# Start of DATA LISTING

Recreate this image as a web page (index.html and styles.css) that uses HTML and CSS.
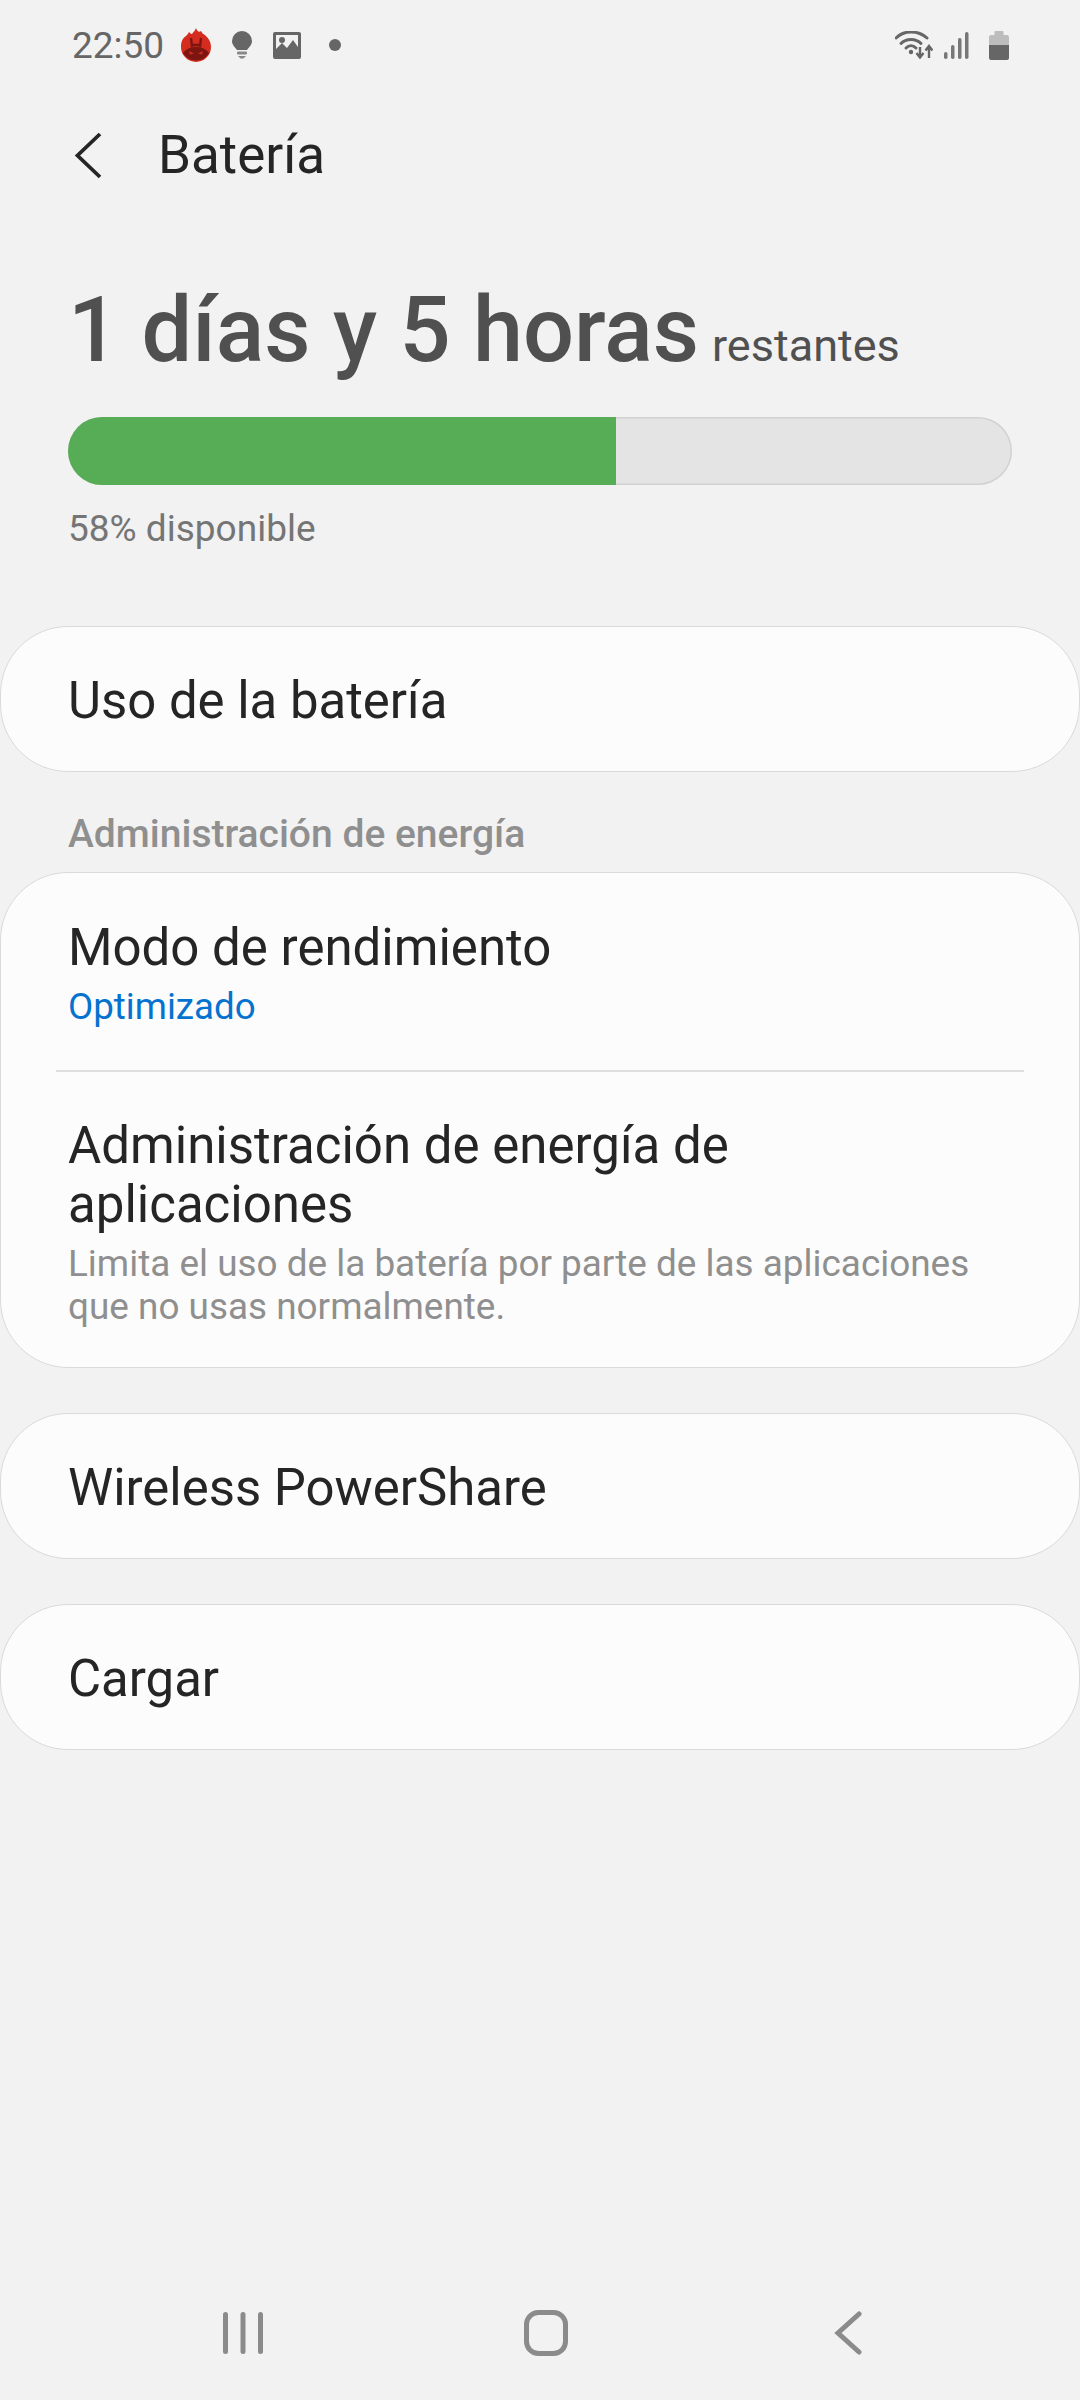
FILE: index.html
```html
<!DOCTYPE html>
<html lang="es">
<head>
    <meta charset="utf-8">
    <title>Batería</title>
    <link rel="stylesheet" href="styles.css">
</head>
<body>
    <div class="screen">
        <div class="statusbar">
            <div class="status-left">
                <span class="clock">22:50</span>
                <svg class="ic-antutu" width="30" height="34" viewBox="0 0 30 34">
                    <path d="M15 0 C16 3 18 5 20 3 C21 5 22 6 24 7 C27 10 30 13 30 19 A15 15 0 0 1 0 19 C0 13 2 10 5 8 C6 7 7 6 8 4 C9 5 10 6 11 6 C12 4 14 3 15 0Z" fill="#d42d20"/>
                    <path d="M2 25 C6 20 10 19 15 19 C20 19 24 20 28 25 A15 15 0 0 1 2 25Z" fill="#7d1610"/>
                    <path d="M10 10 L11 19 M20 10 L19 19 M11 17 L19 17" stroke="#7d1610" stroke-width="2.400" fill="none"/>
                    <path d="M8 23 L13 25.500 L9 26.500Z M22 23 L17 25.500 L21 26.500Z" fill="#d42d20"/>
                </svg>
                <svg class="ic-bulb" width="20" height="28" viewBox="0 0 20 28">
                    <path d="M10 0 A10 10 0 0 1 20 10 C20 14 17 16 15 19 L5 19 C3 16 0 14 0 10 A10 10 0 0 1 10 0Z" fill="#666"/>
                    <rect x="5" y="20.500" width="10" height="3" rx="1" fill="#888"/>
                    <path d="M6 25 L14 25 L11.500 27.500 L8.500 27.500Z" fill="#888"/>
                </svg>
                <svg class="ic-pic" width="28" height="27" viewBox="0 0 28 27">
                    <path fill-rule="evenodd" d="M2 0 H26 A2 2 0 0 1 28 2 V25 A2 2 0 0 1 26 27 H2 A2 2 0 0 1 0 25 V2 A2 2 0 0 1 2 0Z M3 3 V17 L9 11 L14 16 L20 8 L25 15 V3Z" fill="#666"/>
                    <circle cx="9" cy="8" r="3" fill="#666"/>
                </svg>
                <span class="dot"></span>
            </div>
            <div class="status-right">
                <svg class="ic-wifi" width="38" height="28" viewBox="0 0 38 28">
                    <path d="M1 7 C9 -1 23 -1 32 7" fill="none" stroke="#666" stroke-width="3" stroke-linecap="round"/>
                    <path d="M6 12.500 C11 7 21 7 26 12.500" fill="none" stroke="#666" stroke-width="3" stroke-linecap="round"/>
                    <path d="M11 17 C14 14 18 14 21 17" fill="none" stroke="#666" stroke-width="3" stroke-linecap="round"/>
                    <circle cx="16" cy="21" r="2.200" fill="#666"/>
                    <path d="M25 16 V25 M21.500 22 L25 26.500 L28.500 22" fill="none" stroke="#666" stroke-width="2.400"/>
                    <path d="M34 27 V16 M30.500 19.500 L34 15 L37.500 19.500" fill="none" stroke="#666" stroke-width="2.400"/>
                </svg>
                <svg class="ic-signal" width="25" height="27" viewBox="0 0 25 27">
                    <rect x="0" y="20" width="3.500" height="7" rx="1.700" fill="#777"/>
                    <rect x="7" y="13" width="3.500" height="14" rx="1.700" fill="#777"/>
                    <rect x="14" y="6" width="3.500" height="21" rx="1.700" fill="#777"/>
                    <rect x="21" y="0" width="3.500" height="27" rx="1.700" fill="#777"/>
                </svg>
                <svg class="ic-batt" width="20" height="29" viewBox="0 0 20 29">
                    <rect x="5.500" y="0" width="9" height="5" rx="1" fill="#bdbdbd"/>
                    <path d="M2 4 H18 A2 2 0 0 1 20 6 V14 H0 V6 A2 2 0 0 1 2 4Z" fill="#bdbdbd"/>
                    <path d="M0 14 H20 V27 A2 2 0 0 1 18 29 H2 A2 2 0 0 1 0 27Z" fill="#666"/>
                </svg>
            </div>
        </div>

        <div class="topbar">
            <svg class="ic-back" width="28" height="47" viewBox="0 0 28 47">
                <path d="M26 2 L3.500 23.500 L26 45" fill="none" stroke="#252525" stroke-width="3.800"/>
            </svg>
            <span class="topbar-title">Batería</span>
        </div>

        <div class="summary">
            <div class="remain"><span class="remain-big">1 días y 5 horas</span> <span class="remain-small">restantes</span></div>
            <div class="bar"><div class="bar-fill" style="width: 58%"></div></div>
            <div class="avail">58% disponible</div>
        </div>

        <div class="card row-single">Uso de la batería</div>

        <div class="section-label">Administración de energía</div>

        <div class="card card-group">
            <div class="item item-first">
                <div class="item-title">Modo de rendimiento</div>
                <div class="item-value">Optimizado</div>
            </div>
            <div class="divider"></div>
            <div class="item item-last">
                <div class="item-title">Administración de energía de aplicaciones</div>
                <div class="item-desc">Limita el uso de la batería por parte de las aplicaciones que no usas normalmente.</div>
            </div>
        </div>

        <div class="card row-single gap-top">Wireless PowerShare</div>
        <div class="card row-single gap-top">Cargar</div>

        <div class="navbar">
            <svg class="nav-recent" width="44" height="44" viewBox="0 0 44 44">
                <rect x="1" y="1" width="5" height="42" rx="2.500" fill="#8b8b8b"/>
                <rect x="18.500" y="1" width="5" height="42" rx="2.500" fill="#8b8b8b"/>
                <rect x="36" y="1" width="5" height="42" rx="2.500" fill="#8b8b8b"/>
            </svg>
            <svg class="nav-home" width="44" height="46" viewBox="0 0 44 46">
                <rect x="2.500" y="2.500" width="39" height="41" rx="12" fill="none" stroke="#8b8b8b" stroke-width="5"/>
            </svg>
            <svg class="nav-back" width="28" height="44" viewBox="0 0 28 44">
                <path d="M25 3 L4 22 L25 41" fill="none" stroke="#8b8b8b" stroke-width="5" stroke-linecap="round"/>
            </svg>
        </div>
    </div>
</body>
</html>
```

FILE: styles.css
```css
html, body {
    margin: 0;
    padding: 0;
}
body {
    background: #f2f2f2;
    font-family: Roboto, "Liberation Sans", sans-serif;
}
.screen {
    width: 1080px;
    height: 2400px;
    display: flex;
    flex-direction: column;
    box-sizing: border-box;
}

/* status bar */
.statusbar {
    height: 90px;
    display: flex;
    justify-content: space-between;
    align-items: center;
    padding: 0 71px 0 72px;
}
.status-left, .status-right {
    display: flex;
    align-items: center;
}
.clock {
    font-size: 37px;
    color: #666;
    margin-right: 17px;
}
.ic-antutu { margin-right: 21px; }
.ic-bulb { margin-right: 21px; }
.ic-pic { margin-right: 28px; }
.dot {
    width: 12px;
    height: 12px;
    border-radius: 50%;
    background: #666;
}
.ic-wifi { margin-right: 11px; }
.ic-signal { margin-right: 20px; }

/* title */
.topbar {
    height: 130px;
    display: flex;
    align-items: center;
    padding-left: 74px;
}
.topbar-title {
    font-size: 53px;
    color: #252525;
    margin-left: 56px;
}

.summary {
    padding: 0 68px;
}
.remain {
    margin-top: 65px;
    height: 92px;
    line-height: 92px;
    white-space: nowrap;
    color: #505050;
}
.remain-big {
    font-size: 90px;
    font-weight: 500;
}
.remain-small {
    font-size: 45px;
    margin-left: 9px;
}
.bar {
    margin-top: 40px;
    height: 68px;
    border-radius: 34px;
    background: #e4e4e4;
    box-shadow: inset 0 0 0 1.500px #d2d2d2;
    overflow: hidden;
}
.bar-fill {
    height: 68px;
    background: #57ad55;
}
.avail {
    margin-top: 22px;
    font-size: 37px;
    line-height: 44px;
    color: #757575;
}

/* cards */
.card {
    box-sizing: border-box;
    background: #fcfcfc;
    border: 1.500px solid #dadada;
    border-radius: 68px;
}
.row-single {
    margin-top: 75px;
    height: 146px;
    display: flex;
    align-items: center;
    padding: 3px 0 0 67px;
    font-size: 50.900px;
    color: #252525;
}
.gap-top {
    margin-top: 45px;
}
.section-label {
    margin-top: 40px;
    padding-left: 68px;
    height: 60px;
    line-height: 44px;
    font-size: 39px;
    font-weight: 500;
    color: #8f8f8f;
}
.card-group {
    padding: 0 55px;
}
.item {
    padding: 0 12px;
}
.item-first {
    padding-top: 45px;
    padding-bottom: 41px;
}
.item-last {
    padding-top: 44px;
    padding-bottom: 39px;
}
.item-title {
    font-size: 51px;
    line-height: 59px;
    color: #252525;
}
.item-value {
    margin-top: 8px;
    font-size: 36.700px;
    line-height: 44px;
    color: #0672cf;
}
.item-desc {
    margin-top: 8px;
    font-size: 36.900px;
    line-height: 43px;
    color: #8f8f8f;
}
.divider {
    height: 2px;
    background: #dedede;
}

/* bottom nav */
.navbar {
    margin-top: auto;
    height: 130px;
    display: flex;
    align-items: center;
    padding: 0 0 4px 222px;
    box-sizing: border-box;
}
.nav-home { margin-left: 258px; }
.nav-back { margin-left: 266px; }
```
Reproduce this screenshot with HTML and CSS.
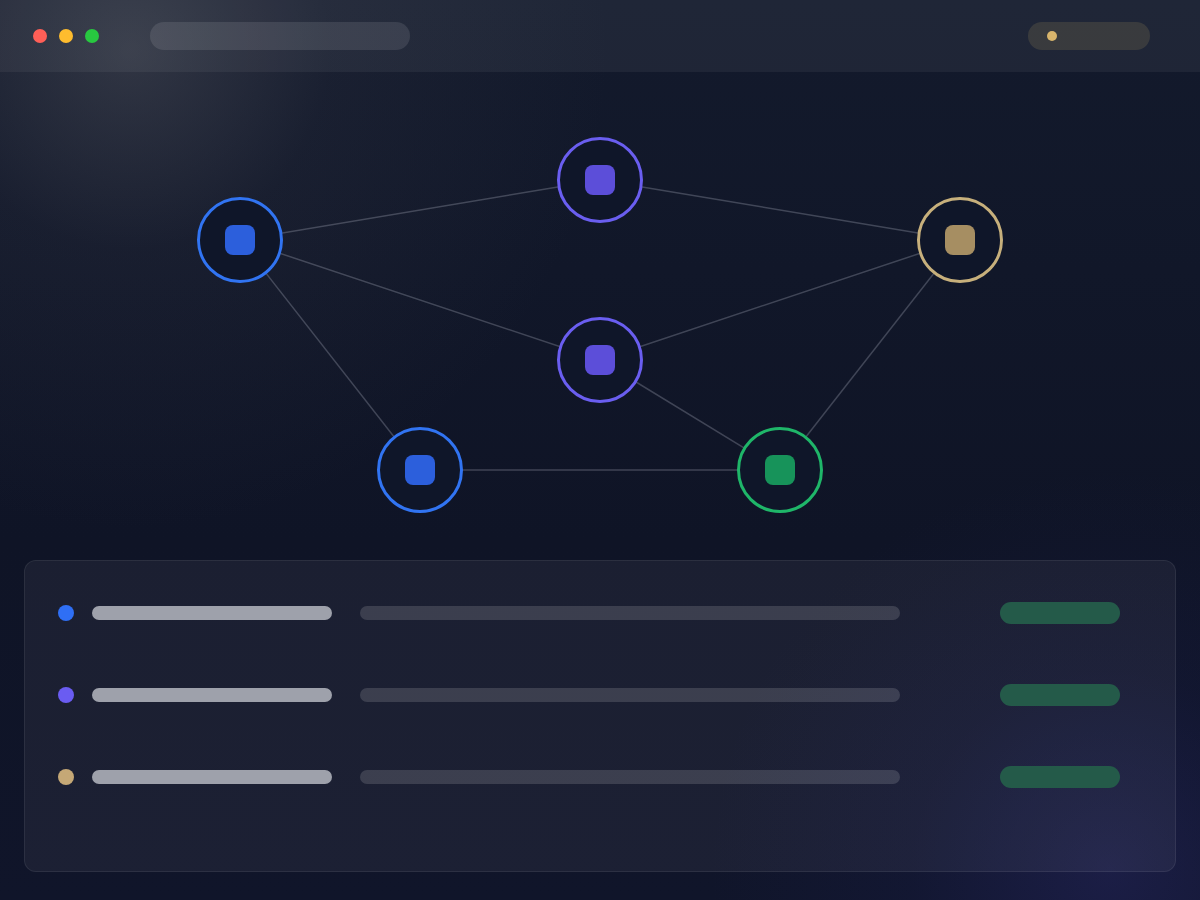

# End of DATA LISTING

WHAT YOU HAVE TO DO =
Go through the records. Copy each line where "index" appears.

EXERCISE RESULT =
Recreate this image as a web page (index.html and styles.css) that uses HTML and CSS.
FILE: index.html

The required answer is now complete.